Suitable for Framing: Business Deductions in a Net Income Tax System
David I. Walker
Boston University School of Law
August 9, 2010
William & Mary Law Review, Forthcoming
Boston Univ. School of Law Working Paper No. 10-22
The federal income tax code includes numerous provisions disallowing or curtailing income tax deductions related to such disparate activities as providing non-performance based compensation to senior corporate executives and business lobbying. The primary claim of this article is that a tendency to mentally frame business deductions as subsidies, often reinforced by rhetoric explicitly framing deductions as subsidies, helps explain these provisions. The traditional “public policy” disallowances directed at lobbying, fines and penalties paid by businesses, and antitrust treble damages respond to an appearance of a taxpayer subsidy that would follow from deduction, despite the fact that it is far from clear that these deductions, if allowed, would create an exception to taxation of net income. Disallowances directed at executive pay and other corporate governance matters also take advantage of an appearance of subsidy.
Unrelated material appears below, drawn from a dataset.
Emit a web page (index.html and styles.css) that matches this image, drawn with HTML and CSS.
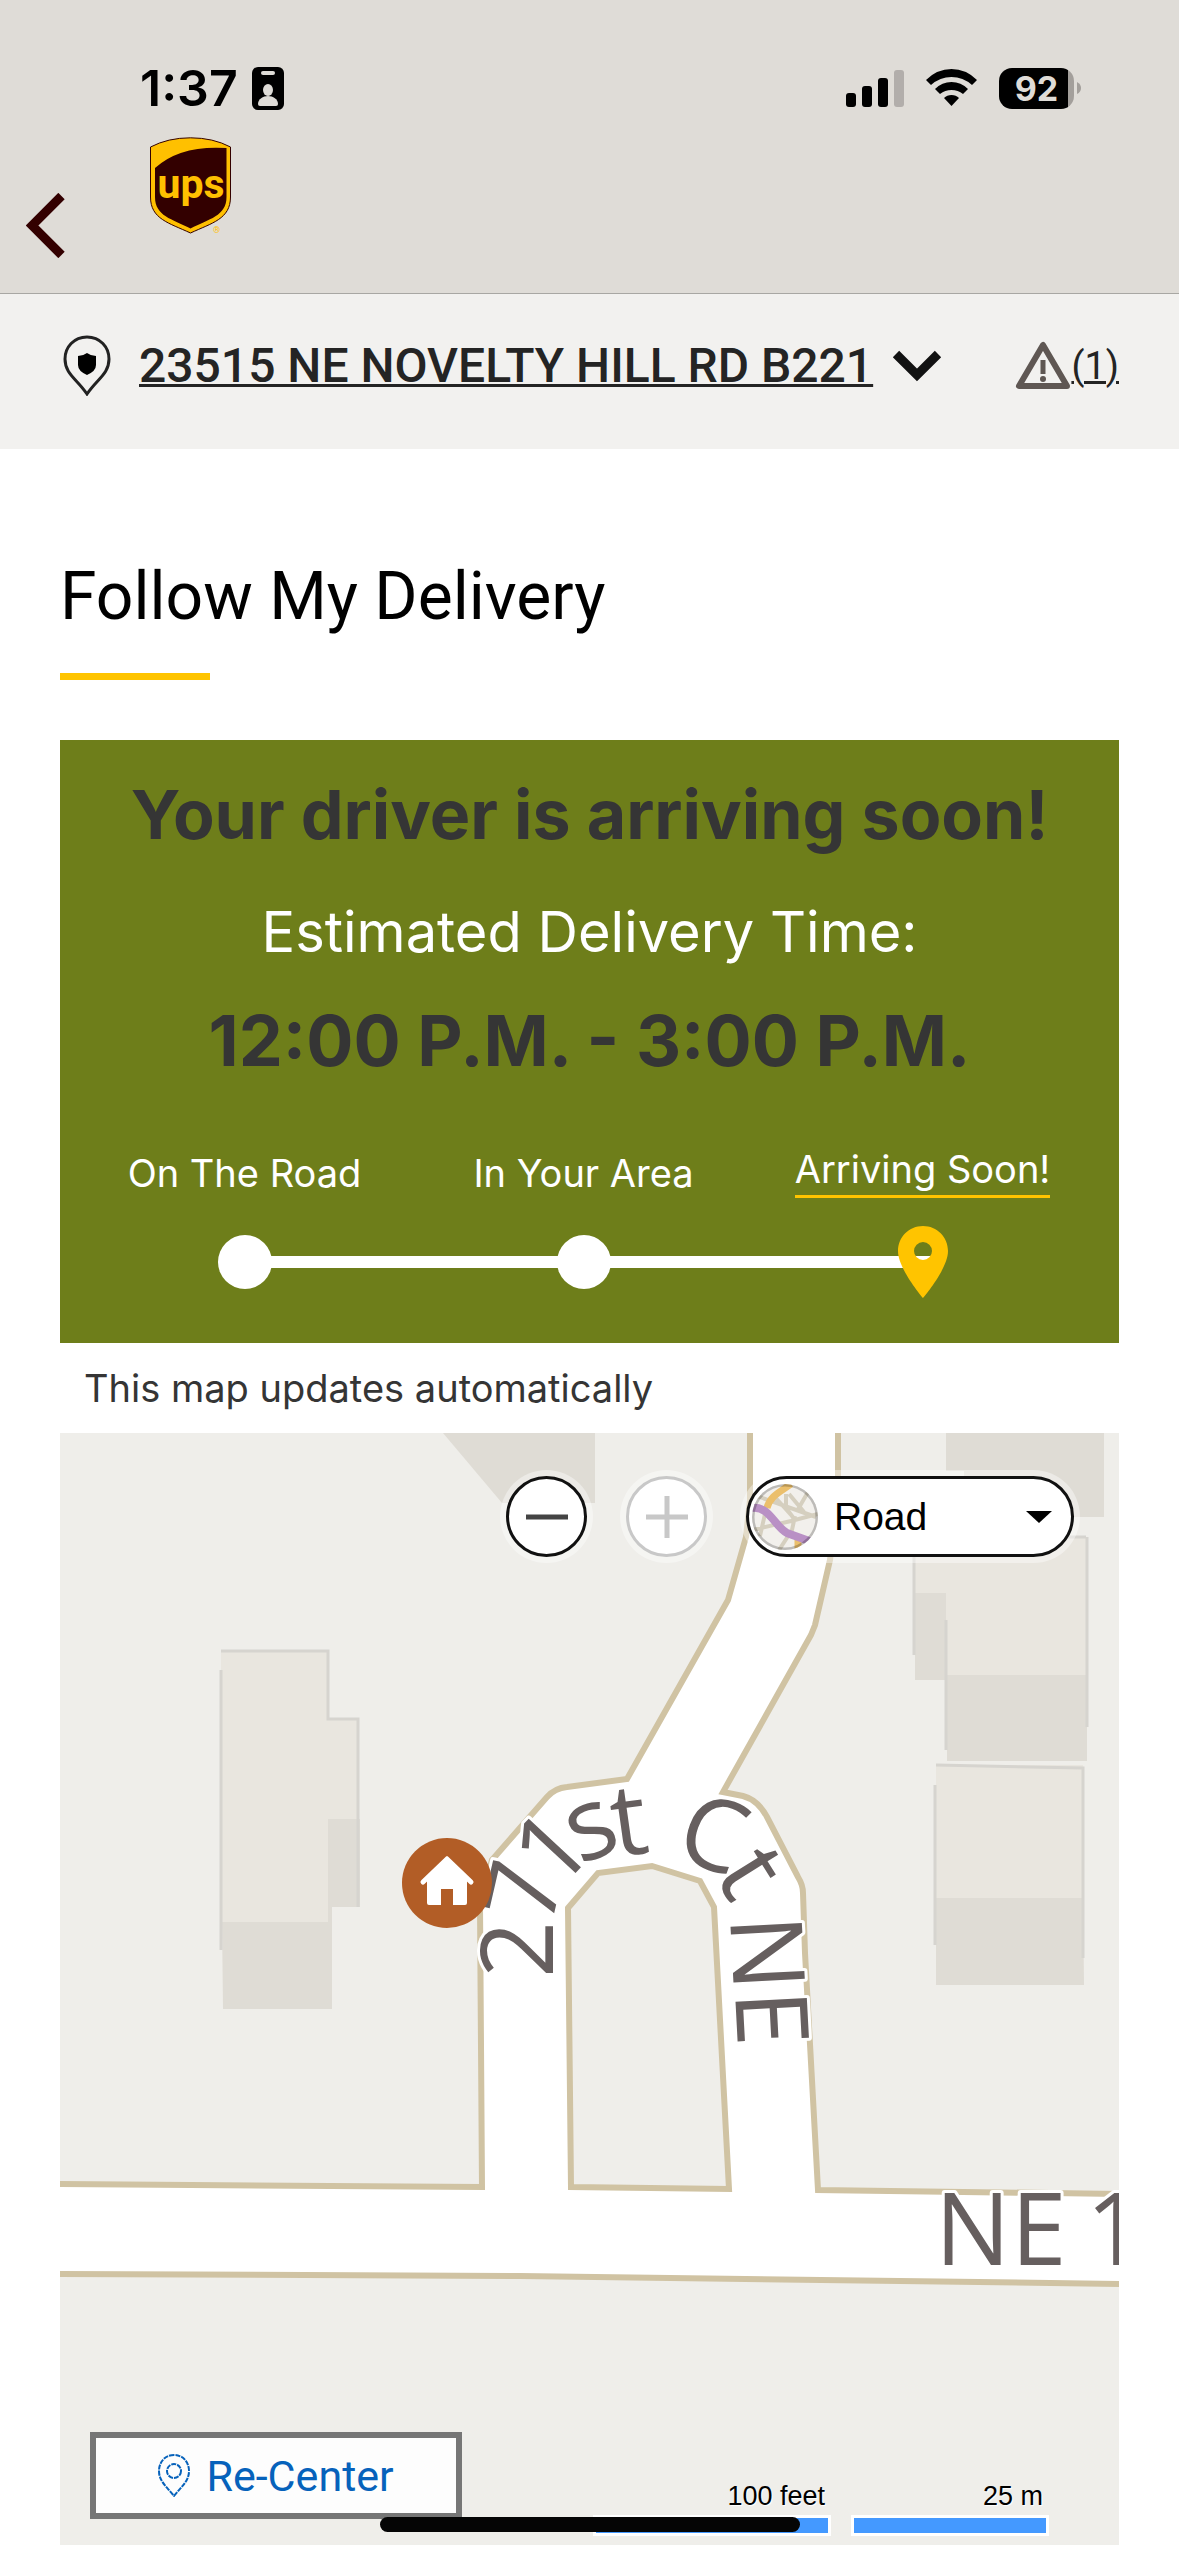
FILE: index.html
```html
<!DOCTYPE html>
<html lang="en">
<head>
<meta charset="utf-8">
<meta name="viewport" content="width=device-width">
<title>Follow My Delivery</title>
<link rel="stylesheet" href="styles.css">
</head>
<body>
<header class="top">
  <div class="status">
    <div class="status-left">
      <span class="clock">1:37</span>
      <svg class="icon" width="32" height="43" viewBox="0 0 32 43" aria-hidden="true">
        <rect width="32" height="43" rx="6"/>
        <g fill="#dfdcd7"><rect x="9" y="4" width="14" height="4" rx="2"/><ellipse cx="16" cy="23" rx="5" ry="6"/><path d="M6 37c0-5 5-8 10-8s10 3 10 8q0 2-2 2H8q-2 0-2-2z"/></g>
      </svg>
    </div>
    <div class="status-right">
      <svg width="58" height="37" viewBox="0 0 58 37" aria-hidden="true">
        <rect y="23" width="10" height="14" rx="3"/><rect x="16" y="16" width="10" height="21" rx="3"/><rect x="32" y="8" width="10" height="29" rx="3"/><rect x="48" width="10" height="37" rx="3" fill="#b2aeab"/>
      </svg>
      <svg width="51" height="38" viewBox="0 0 51 38" aria-hidden="true">
        <path d="M0 11Q11 0 25.500 0T51 11L46 16Q37 8 25.500 8T5 16z"/><path d="M9 20Q16 13 25.500 13T42 20L37 25Q32 21 25.500 21T14 25z"/><path d="M18 29Q21 26 25.500 26T33 29L25.500 37z"/>
      </svg>
      <div class="battery"><span class="battery-level">92</span><svg width="4" height="12" viewBox="0 0 4 12" aria-hidden="true"><path d="M0 0q4 2 4 6t-4 6z" fill="#a39f9b"/></svg></div>
    </div>
  </div>
  <div class="appbar">
    <button class="back" type="button" aria-label="Back">
      <svg width="39" height="65" viewBox="0 0 39 65"><path d="M35.500 3 6 32.500 35.500 62" fill="none" stroke="#330000" stroke-width="9"/></svg>
    </button>
    <a class="logo" href="#" aria-label="UPS home">
      <svg width="81" height="97" viewBox="0 0 81 97">
        <path d="M.5 10Q18 .8 40.500 .8T80.500 10v50C80.500 82 62 86 40.500 96 19 86 .5 82 .5 60z" fill="#ffc000" stroke="#330000"/>
        <path d="M5 31Q30 8 76.500 11V60C76.500 79 59 82 40.500 91.500 22 82 5 79 5 60z" fill="#330000"/>
        <text class="logo-word" x="41" y="61" text-anchor="middle">ups</text>
        <text class="logo-mark" x="63" y="96">®</text>
      </svg>
    </a>
  </div>
</header>

<nav class="address">
  <svg class="address-pin" width="48" height="61" viewBox="0 0 48 61" aria-hidden="true"><path d="M24 2C11 2 2 12 2 24c0 15 12 20 22 35 10-15 22-20 22-35C46 12 37 2 24 2z" fill="none" stroke="#222" stroke-width="3"/><path d="M15 21q5 0 9-3 4 3 9 3v9q0 6-9 10-9-4-9-10z" fill="#000"/></svg>
  <a class="address-link" href="#">23515 NE NOVELTY HILL RD B221</a>
  <svg class="caret" width="50" height="32" viewBox="0 0 50 32" aria-hidden="true"><path d="M4 4 25 25 46 4" fill="none" stroke="#121212" stroke-width="9"/></svg>
  <a class="alerts" href="#" aria-label="1 alert"><svg width="56" height="49" viewBox="0 0 56 49" aria-hidden="true"><path d="M28 4 4 45h48z" fill="none" stroke="#5f5753" stroke-width="6" stroke-linejoin="round"/><path d="M28 19v14" stroke="#5f5753" stroke-width="5"/><circle cx="28" cy="38" r="3" fill="#5f5753"/></svg><span class="alert-count">(1)</span></a>
</nav>

<main class="page">
  <h1 class="title">Follow My Delivery</h1>

  <section class="eta">
    <h2 class="eta-head">Your driver is arriving soon!</h2>
    <p class="eta-label">Estimated Delivery Time:</p>
    <p class="eta-time">12:00 P.M. - 3:00 P.M.</p>
    <ol class="steps">
      <li class="step"><span class="step-label"><span>On The Road</span></span><span class="step-mark"><i class="dot"></i></span></li>
      <li class="step"><span class="step-label"><span>In Your Area</span></span><span class="step-mark"><i class="dot"></i></span></li>
      <li class="step"><span class="step-label"><span class="step-now">Arriving Soon!</span></span><span class="step-mark"><svg class="pin" width="50" height="72" viewBox="0 0 50 72" aria-hidden="true"><path fill-rule="evenodd" fill="#ffc400" d="M25 0C11 0 0 11 0 25c0 18 25 47 25 47s25-29 25-47C50 11 39 0 25 0zm0 16a9 9 0 1 1 0 18 9 9 0 0 1 0-18z"/></svg></span></li>
    </ol>
  </section>

  <p class="note">This map updates automatically</p>

  <section class="map" aria-label="Delivery map">
    <svg class="map-tiles" viewBox="60 1433 1059 1112">
      <rect x="60" y="1433" width="1059" height="1112" fill="#efeeea"/>
      <g fill="#e9e6df">
        <path d="M221 1651h108v68h30v100h-30v103H221z"/>
        <path d="M914 1537h173v138H946v-82h-32z"/>
        <path d="M936 1765h147v133H936z"/>
      </g>
      <g fill="#dfdcd5">
        <path d="M443 1433h152v70h-93z"/>
        <path d="M222 1922h106v-103h32v88h-28v102H223z"/>
        <path d="M946 1433h158v84H964v-46h-18z"/>
        <path d="M915 1593h31v82h141v86H947v-81h-32z"/>
        <path d="M936 1898h147l1 87H936z"/>
      </g>
      <path fill="none" stroke="#d6d4cf" stroke-width="3" d="M221 1651h107v68h30v188M221 1670v280M946 1620v130M1087 1537v190M914 1545v110M936 1765l147 3v190M935 1785v160M1040 1537h46"/>
      <path fill="#fff" d="M60 2184 482 2187 480 1905 492 1860 547 1797Q555 1788 567 1787L627 1779 728 1600 746 1537 750 1500V1433H838V1490L830 1560 815 1625 811 1635 723 1792 743 1796Q758 1800 767 1817L798 1877Q803 1885 803 1893L805 1953 818 2190 1119 2194V2284L520 2276 60 2274z"/>
      <g fill="none" stroke="#d0c3a3" stroke-width="6">
        <path d="M58 2184 482 2187 480 1905 492 1860 547 1797Q555 1788 567 1787L627 1779 728 1600 746 1537 750 1500V1430"/>
        <path d="M838 1430V1490L830 1560 815 1625 811 1635 723 1792 743 1796Q758 1800 767 1817L798 1877Q803 1885 803 1893L805 1953 818 2190 1122 2194"/>
        <path fill="#efeeea" d="M568 1908 598 1873 652 1866 700 1881 714 1907 729 2189 571 2187z"/>
        <path d="M58 2274 520 2276 1122 2284"/>
      </g>
      <g class="street">
        <text x="553 551 557 580 616 650 672 713 730 730 735" y="1978 1927 1893 1865 1857 1850 1856 1875 1900 1917 1992" rotate="-90 -77 -47 -22 -8 0 20 58 80 87 87">271st Ct NE</text>
        <text x="935 1011 1067 1086" y="2265">NE 1</text>
      </g>
      <circle cx="447" cy="1883" r="45" fill="#b25d26"/>
      <path d="M447 1859 423 1882M447 1859 471 1882" stroke="#fff" stroke-width="5" stroke-linecap="round"/>
      <path fill="#fff" d="M447 1858 467 1878V1903q0 2-2 2H453V1889H441V1905H429q-2 0-2-2V1878z"/>
    </svg>

    <div class="controls">
      <button class="round" type="button" aria-label="Zoom out"><svg width="42" height="42" viewBox="0 0 42 42"><path d="M0 21h42" stroke="#444" stroke-width="5"/></svg></button>
      <button class="round" type="button" aria-label="Zoom in" disabled><svg width="42" height="42" viewBox="0 0 42 42"><path d="M0 21h42M21 0v42" stroke="#c8c8c8" stroke-width="5"/></svg></button>
      <div class="style-pick">
        <svg class="style-thumb" width="66" height="66" viewBox="0 0 66 66" aria-hidden="true">
          <clipPath id="thumb"><circle cx="33" cy="33" r="33"/></clipPath>
          <g clip-path="url(#thumb)" fill="none">
            <rect width="66" height="66" fill="#f2f0ec"/>
            <path d="M5 12 64 33M34 10V24L43 36M37 10 52 28M56 8 45 27M15 21 8 52M0 46 39 37 66 30M43 32 40 46 27 66M22 12 40 32" stroke="#d5cfbf" stroke-width="4"/>
            <path d="M15 24C18 12 28 8 39 0M46 50V66" stroke="#ebbf6c" stroke-width="7"/>
            <path d="M0 24C18 22 22 42 35 49L60 58" stroke="#b990c5" stroke-width="8"/>
            <circle cx="33" cy="33" r="32" stroke="#000" stroke-opacity=".22" stroke-width="3"/>
          </g>
        </svg>
        <select class="style-select" aria-label="Map style"><option>Road</option><option>Aerial</option></select>
        <svg class="style-caret" width="26" height="12" viewBox="0 0 26 12" aria-hidden="true"><path d="M0 0h26L13 12z"/></svg>
      </div>
    </div>

    <button class="recenter" type="button">
      <svg width="32" height="43" viewBox="0 0 32 43" aria-hidden="true"><g fill="none" stroke="#0662bb" stroke-width="2"><path stroke-dasharray="5 1" d="M16 1C7 1 1 8 1 17c0 10 7 15 15 25 8-10 15-15 15-25C31 8 25 1 16 1z"/><circle cx="16" cy="17" r="7" stroke-dasharray="5 1"/></g></svg>
      Re-Center
    </button>

    <div class="scale">
      <div class="scale-item scale-feet">100 feet</div>
      <div class="scale-item scale-metres">25 m</div>
    </div>
  </section>
</main>
<div class="home-bar"></div>
</body>
</html>
```
FILE: styles.css
```css
* { box-sizing: border-box; }

body {
  margin: 0;
  background: #fff;
  color: #353535;
  font-family: Inter, "Liberation Sans", sans-serif;
}

svg { display: block; flex: none; }
button { margin: 0; padding: 0; font: inherit; color: inherit; }

/* Status bar and app bar */
.top {
  background: #dfdcd7;
  border-bottom: 1px solid #a8a7a3;
  color: #000;
}
.status {
  display: flex;
  justify-content: space-between;
  padding: 58px 98px 0 140px;
}
.status-left, .status-right { display: flex; align-items: center; height: 60px; }
.status-left { gap: 14px; }
.status-right { gap: 22px; }
.clock { font-size: 50px; line-height: 60px; font-weight: 600; }
.battery { display: flex; align-items: center; gap: 3px; }
.battery-level {
  width: 75px;
  height: 41px;
  border-radius: 13px;
  background: linear-gradient(90deg, #000 69px, #a39f9b 69px);
  color: #dfdcd7;
  font-size: 34px;
  line-height: 41px;
  font-weight: 700;
  text-align: center;
}
.appbar {
  display: flex;
  align-items: flex-start;
  gap: 85px;
  padding: 19px 26px 0;
  height: 175px;
}
.back { margin-top: 56px; border: 0; background: none; }
.logo-word { font: 700 41px Roboto, sans-serif; fill: #ffc000; }
.logo-mark { font: 9px Roboto, sans-serif; fill: #ffc000; }

/* Address strip */
.address {
  display: flex;
  align-items: center;
  height: 155px;
  padding: 0 60px 12px 63px;
  background: #f2f1ef;
  font-family: Roboto, sans-serif;
}
.address a { color: #242424; }
.address-link {
  margin: 0 19px 0 28px;
  font-size: 48px;
  line-height: 56px;
  font-weight: 500;
  text-decoration-thickness: 3px;
  white-space: nowrap;
}
.alerts {
  display: flex;
  align-items: center;
  margin-left: auto;
  font-size: 38px;
  line-height: 48px;
  text-decoration: none;
}
.alert-count { text-decoration: underline 3px; }

/* Page */
.page { padding: 108px 60px 11px; }
.title {
  margin: 0 0 60px;
  color: #000;
  font: 400 66px/80px Roboto, sans-serif;
}
.title::after {
  content: "";
  display: block;
  width: 150px;
  height: 7px;
  margin-top: 36px;
  background: #ffc400;
}

.eta {
  padding: 30px 0 45px;
  background: #6e7e1a;
  color: #fff;
  text-align: center;
}
.eta-head, .eta-label, .eta-time { margin: 0; }
.eta-head, .eta-time { color: #353535; font-weight: 700; }
.eta-head { font-size: 68px; line-height: 88px; }
.eta-label { margin: 38px 0 29px; font-size: 56px; line-height: 72px; }
.eta-time { font-size: 70px; line-height: 88px; }
.steps {
  display: grid;
  grid-template-columns: repeat(3, 1fr);
  margin: 63px 0 0;
  padding: 0 27px 0 15px;
  list-style: none;
  font-size: 38px;
  line-height: 40px;
}
.step { position: relative; }
.step + .step::before {
  content: "";
  position: absolute;
  right: 50%;
  bottom: 30px;
  width: 100%;
  height: 12px;
  background: #fff;
}
.step:last-child::before { margin-right: -10px; }
.step-label { display: flex; align-items: center; justify-content: center; height: 50px; }
.step-now { padding-bottom: 6px; border-bottom: 3px solid #ffc400; }
.step-mark { position: relative; display: flex; align-items: center; justify-content: center; height: 72px; margin-top: 28px; }
.dot { width: 54px; height: 54px; border-radius: 50%; background: #fff; }

.note { margin: 0; padding: 20px 24px; font-size: 38px; line-height: 50px; }

/* Map */
.map { position: relative; }
.map-tiles { width: 100%; height: auto; }
.street {
  font: 500 100px "Open Sans", "Noto Sans", sans-serif;
  fill: #665f5f;
  stroke: #fff;
  stroke-width: 6px;
  stroke-linejoin: round;
  paint-order: stroke;
}
.controls {
  position: absolute;
  top: 43px;
  right: 45px;
  display: flex;
  align-items: center;
  gap: 39px;
}
.round {
  display: grid;
  place-items: center;
  width: 81px;
  height: 81px;
  border: 3px solid #111;
  border-radius: 50%;
  background: #fff;
  box-shadow: 0 0 0 6px rgba(255, 255, 255, .4);
}
.round:disabled { border-color: #c8c8c8; }
.style-pick {
  display: flex;
  align-items: center;
  width: 328px;
  height: 81px;
  padding: 0 19px 0 3px;
  border: 3px solid #111;
  border-radius: 41px;
  background: #fff;
  box-shadow: 0 0 0 6px rgba(255, 255, 255, .4);
}
.style-select {
  appearance: none;
  flex: 1;
  min-width: 0;
  padding: 0 0 0 16px;
  border: 0;
  background: none;
  color: #000;
  font: 39px "Liberation Sans", sans-serif;
}
.recenter {
  position: absolute;
  left: 30px;
  bottom: 26px;
  display: flex;
  align-items: center;
  justify-content: center;
  gap: 16px;
  width: 372px;
  height: 87px;
  border: 6px solid #767676;
  background: #fdfdfd;
  color: #0662bb;
  font: 43px Roboto, sans-serif;
}
.scale {
  position: absolute;
  right: 70px;
  bottom: 9px;
  display: flex;
  gap: 20px;
  color: #000;
  font: 27px/32px "Liberation Sans", sans-serif;
  text-align: right;
  text-shadow: 1px 1px 1px #fff;
}
.scale-item { padding-right: 6px; }
.scale-item::after {
  content: "";
  display: block;
  height: 15px;
  margin-right: -6px;
  margin-top: 3px;
  border: 3px solid #fff;
  background: #4499ff;
}
.scale-feet { width: 238px; }
.scale-metres { width: 198px; }

.home-bar {
  position: fixed;
  left: 50%;
  bottom: 24px;
  width: 420px;
  height: 15px;
  margin-left: -210px;
  border-radius: 8px;
  background: #050505;
}
```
In these cases, structuring an economic disincentive as a disallowed deduction (versus economically equivalent direct regulation) and explicitly framing the intervention as the elimination or curtailment of a subsidy create an illusion of lesser regulatory intervention that helps overcome opposition to the legislation. The normative implications of mental and rhetorical framing of deduction as subsidy are troubling. It is becoming increasing clear that disallowed deductions generally are a poor means of implementing economic policy, and the power of subsidy framing and rhetoric provides another reason to be skeptical of corporate governance and similar business regulation incorporated in the tax code.
Number of Pages in PDF File: 64
Keywords: tax penalty, tax subsidy, framing effects, fiscal illusion
JEL Classification: H23, H25, K34, L51
Date posted: August 9, 2010
© 2016 Social Science Electronic Publishing, Inc. All Rights Reserved.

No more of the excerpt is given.